Long-term drought, high temperatures, and winds are a deadly combination in a state historically impacted by wildfire. Consistent dry and warm conditions caused the 2013 fire season, which began in mid-April 2013, to blur into 2014. With summer rapidly approaching, no relief is likely until winter. Already in 2014, 1,563 fires have burned, nearly double the five-year average for the state,, and the fire season has yet to reach its stride: the twenty largest wildfires in California history occurred between the months of June and October.
The extended drought conditions after three dry winters in a row has created dry fuels and increased fire risk. Because of past fire suppression policy, fuels have accumulated in California’s forests, primarily in those that once experienced frequent, low-moderate intensity fires. It is estimated that less than 20% of national forest and park lands are receiving needed fuel treatments. A great management need is to increase the pace and scale of forest restoration projects in the state. Standing dry fuels, when combined with fire-friendly weather conditions, lead to favorable conditions for catastrophic wildfires, a huge and expensive threat to people and landscapes. Chaparral shrub fuels are particularly hazardous in the southern part of the state that has the largest urban-wildland interface.

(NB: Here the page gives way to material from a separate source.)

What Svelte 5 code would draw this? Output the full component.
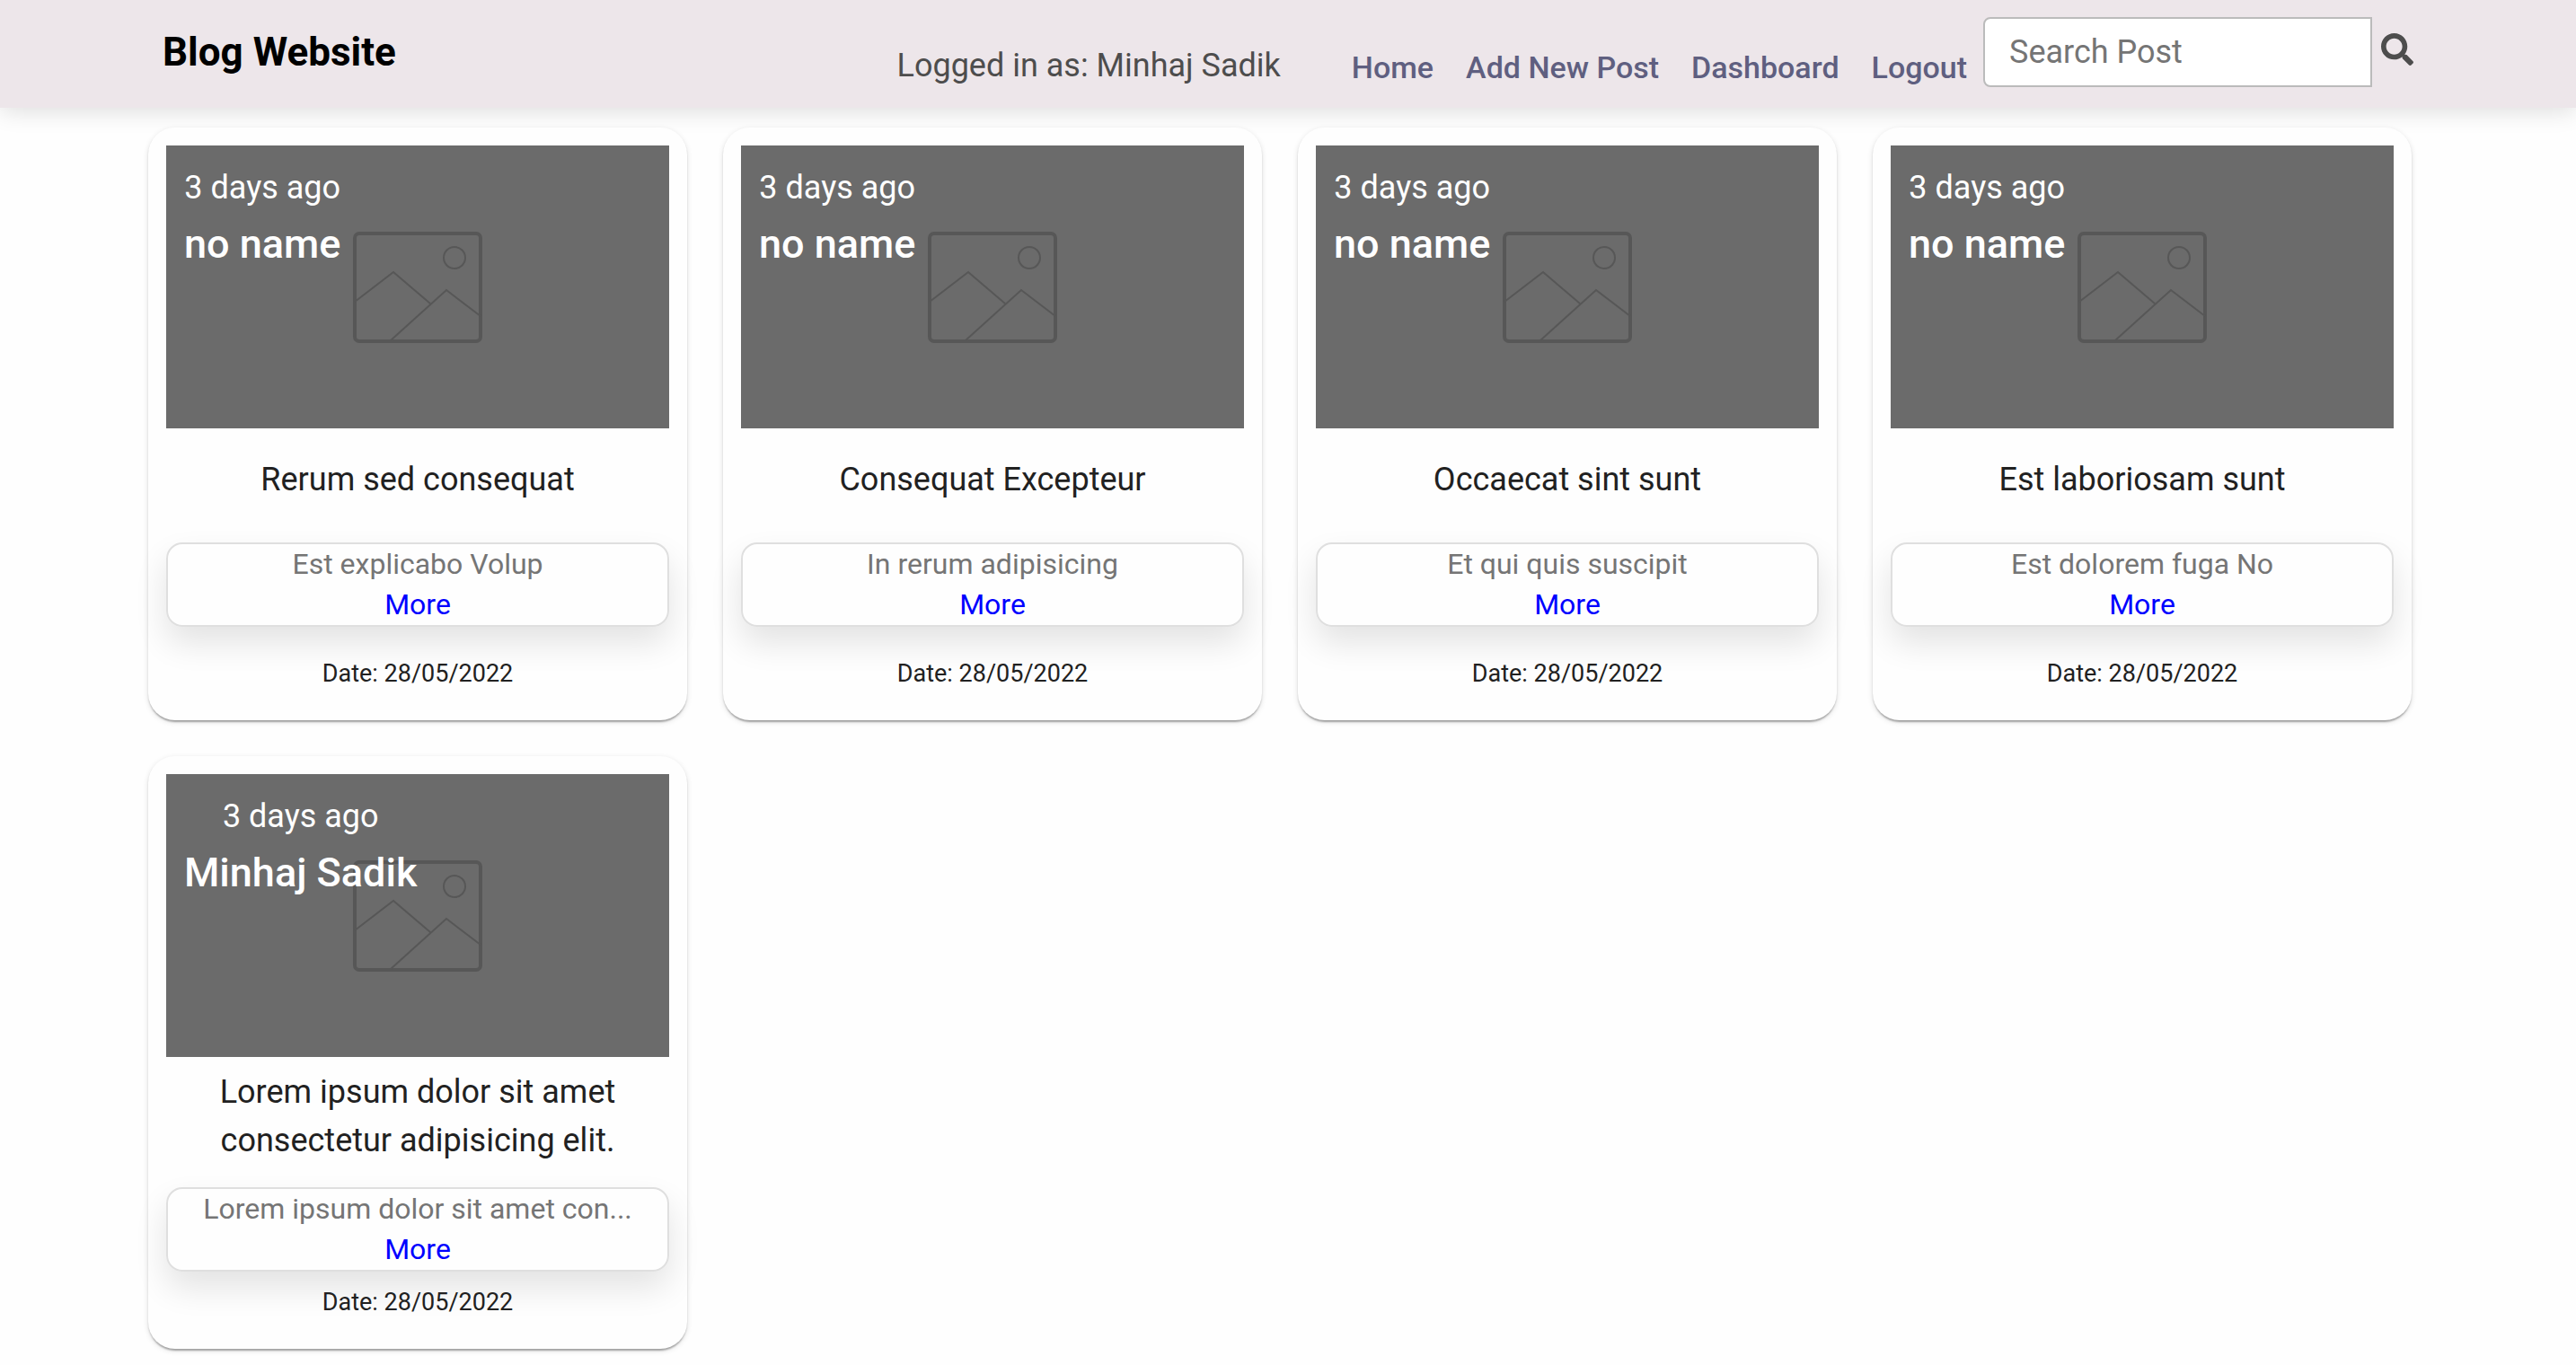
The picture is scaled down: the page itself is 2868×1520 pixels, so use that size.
<script>
  const links = ['Home', 'Add New Post', 'Dashboard', 'Logout'];

  const posts = [
    { author: 'no name', title: 'Rerum sed consequat', excerpt: 'Est explicabo Volup' },
    { author: 'no name', title: 'Consequat Excepteur', excerpt: 'In rerum adipisicing' },
    { author: 'no name', title: 'Occaecat sint sunt', excerpt: 'Et qui quis suscipit' },
    { author: 'no name', title: 'Est laboriosam sunt', excerpt: 'Est dolorem fuga No' },
    {
      author: 'Minhaj Sadik',
      title: 'Lorem ipsum dolor sit amet consectetur adipisicing elit.',
      excerpt: 'Lorem ipsum dolor sit amet con...'
    }
  ];

  let query = $state('');
</script>

<header class="navbar">
  <a class="brand" href="#home">Blog Website</a>
  <p class="user">Logged in as: Minhaj Sadik</p>
  <nav class="links">
    {#each links as link}
      <a href="#{link.toLowerCase().replaceAll(' ', '-')}">{link}</a>
    {/each}
  </nav>
  <form class="search" onsubmit={(e) => e.preventDefault()}>
    <input type="text" placeholder="Search Post" aria-label="Search Post" bind:value={query} />
    <button type="submit" aria-label="Search">
      <svg viewBox="0 0 512 512" aria-hidden="true">
        <path
          d="M505 442.700 405.300 343c-4.500-4.500-10.600-7-17-7H372c27.600-35.300 44-79.700 44-128C416 93.100 322.900 0 208 0S0 93.100 0 208s93.100 208 208 208c48.300 0 92.700-16.400 128-44v16.300c0 6.400 2.500 12.500 7 17l99.700 99.700c9.400 9.400 24.600 9.400 33.900 0l28.300-28.300c9.400-9.400 9.400-24.600.1-34zM208 336c-70.700 0-128-57.200-128-128 0-70.700 57.200-128 128-128 70.700 0 128 57.200 128 128 0 70.700-57.200 128-128 128z"
        />
      </svg>
    </button>
  </form>
</header>

<main class="grid">
  {#each posts as post}
    <article class="card">
      <div class="cover">
        <svg class="placeholder" viewBox="0 0 146 126" aria-hidden="true">
          <rect x="3" y="3" width="140" height="120" rx="5" stroke-width="4" />
          <g stroke-width="2">
            <circle cx="114" cy="30" r="12" />
            <path d="M3 79 46 46l41 35M43 122l62-56 38 29" />
          </g>
        </svg>
        <div class="meta">
          <span class="age">3 days ago</span>
          <span class="author">{post.author}</span>
        </div>
      </div>
      <div class="body">
        <h2>{post.title}</h2>
        <div class="excerpt">
          <p>{post.excerpt}</p>
          <a href="#post">More</a>
        </div>
      </div>
      <p class="date">Date: 28/05/2022</p>
    </article>
  {/each}
</main>

<style>
  :global(body) {
    margin: 0;
    background: #fefefe;
    font-family: Roboto, 'Liberation Sans', sans-serif;
  }

  h2,
  p {
    margin: 0;
    font-weight: 400;
  }

  a {
    text-decoration: none;
  }

  .navbar {
    display: flex;
    align-items: center;
    box-sizing: border-box;
    min-height: 120px;
    padding: 0 181px 4px;
    background: #ede6ea;
    box-shadow: 0 4px 24px rgba(0, 0, 0, 0.13);
  }

  .brand {
    margin-right: auto;
    color: #000;
    font-size: 44px;
    font-weight: 700;
  }

  .user {
    padding-top: 30px;
    margin-right: 79px;
    color: #4d4d4d;
    font-size: 36px;
  }

  .links {
    display: flex;
    gap: 36px;
    padding-top: 34px;
    margin-right: 18px;
  }

  .links a {
    color: #5f5f80;
    font-size: 34px;
    font-weight: 500;
  }

  .search {
    display: flex;
    align-items: center;
    gap: 10px;
  }

  .search input {
    box-sizing: border-box;
    width: 433px;
    height: 78px;
    padding: 0 27px;
    border: 2px solid #bbb;
    border-radius: 8px 0 0 8px;
    background: #fff;
    color: #222;
    font: 36px Roboto, 'Liberation Sans', sans-serif;
  }

  .search input::placeholder {
    color: #757575;
    opacity: 1;
  }

  .search button {
    display: flex;
    padding: 0 0 6px;
    border: 0;
    background: none;
    cursor: pointer;
  }

  .search svg {
    width: 36px;
    height: 36px;
    fill: #4d4d4d;
  }

  .grid {
    display: grid;
    grid-template-columns: repeat(4, 1fr);
    gap: 40px;
    padding: 22px 183px 18px 165px;
  }

  .card {
    position: relative;
    padding: 20px 20px 29px;
    border-radius: 30px;
    background: #fefefe;
    box-shadow:
      0 4px 2px -2px rgba(0, 0, 0, 0.2),
      0 2px 2px rgba(0, 0, 0, 0.14),
      0 2px 6px rgba(0, 0, 0, 0.12);
    text-align: center;
  }

  .cover {
    position: relative;
    display: flex;
    align-items: center;
    justify-content: center;
    height: 315px;
    background: #6b6b6b;
  }

  .placeholder {
    width: 146px;
    height: 126px;
    fill: none;
    stroke: #575757;
  }

  .meta {
    position: absolute;
    top: 20px;
    left: 20px;
    display: flex;
    flex-direction: column;
    color: #fff;
  }

  .age {
    font-size: 36px;
    line-height: 54px;
  }

  .author {
    font-size: 45px;
    font-weight: 500;
    line-height: 72px;
  }

  .body {
    display: flex;
    flex-direction: column;
    justify-content: space-evenly;
    min-height: 251px;
  }

  .body h2 {
    padding: 0 40px;
    margin-bottom: 13px;
    color: #212121;
    font-size: 36px;
    line-height: 54px;
  }

  .excerpt {
    border: 2px solid #dfdfdf;
    border-radius: 18px;
    box-shadow: 0 18px 36px rgba(0, 0, 0, 0.11);
    color: #757575;
    font-size: 32px;
    line-height: 45px;
  }

  .excerpt a {
    color: #00f;
  }

  .date {
    color: #212121;
    font-size: 27px;
    line-height: 45px;
  }
</style>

Wildfires are costly, for government, communities and the environment. In 2013, 9,907 wildfires burned 577,675 acres in California. Nationally, in the same year 67,774 fires burned 9,236,238 acres, bringing federal fire suppression costs to $1,740,934,000. In 2014, Cal Fire went to peak staffing two weeks earlier than in 2013, reaching a state total of 5,000 firefighters and $600 million appropriated dollars for wildfires.
Though this year is certainly unusual, wildfire is a condition Californians will never be free of. Climate change will likely continue to bring increased temperatures and earlier snowmelt, yielding increased fire frequency and fire size, and suppression will continue to be unable to keep up with the growing number of destructive fires. There are many steps California residents (and others concerned about wildfire in their communities) can take to reduce the threat of wildfire, including using fire-safe housing and landscaping practices, being safe when using fire outdoors, and more.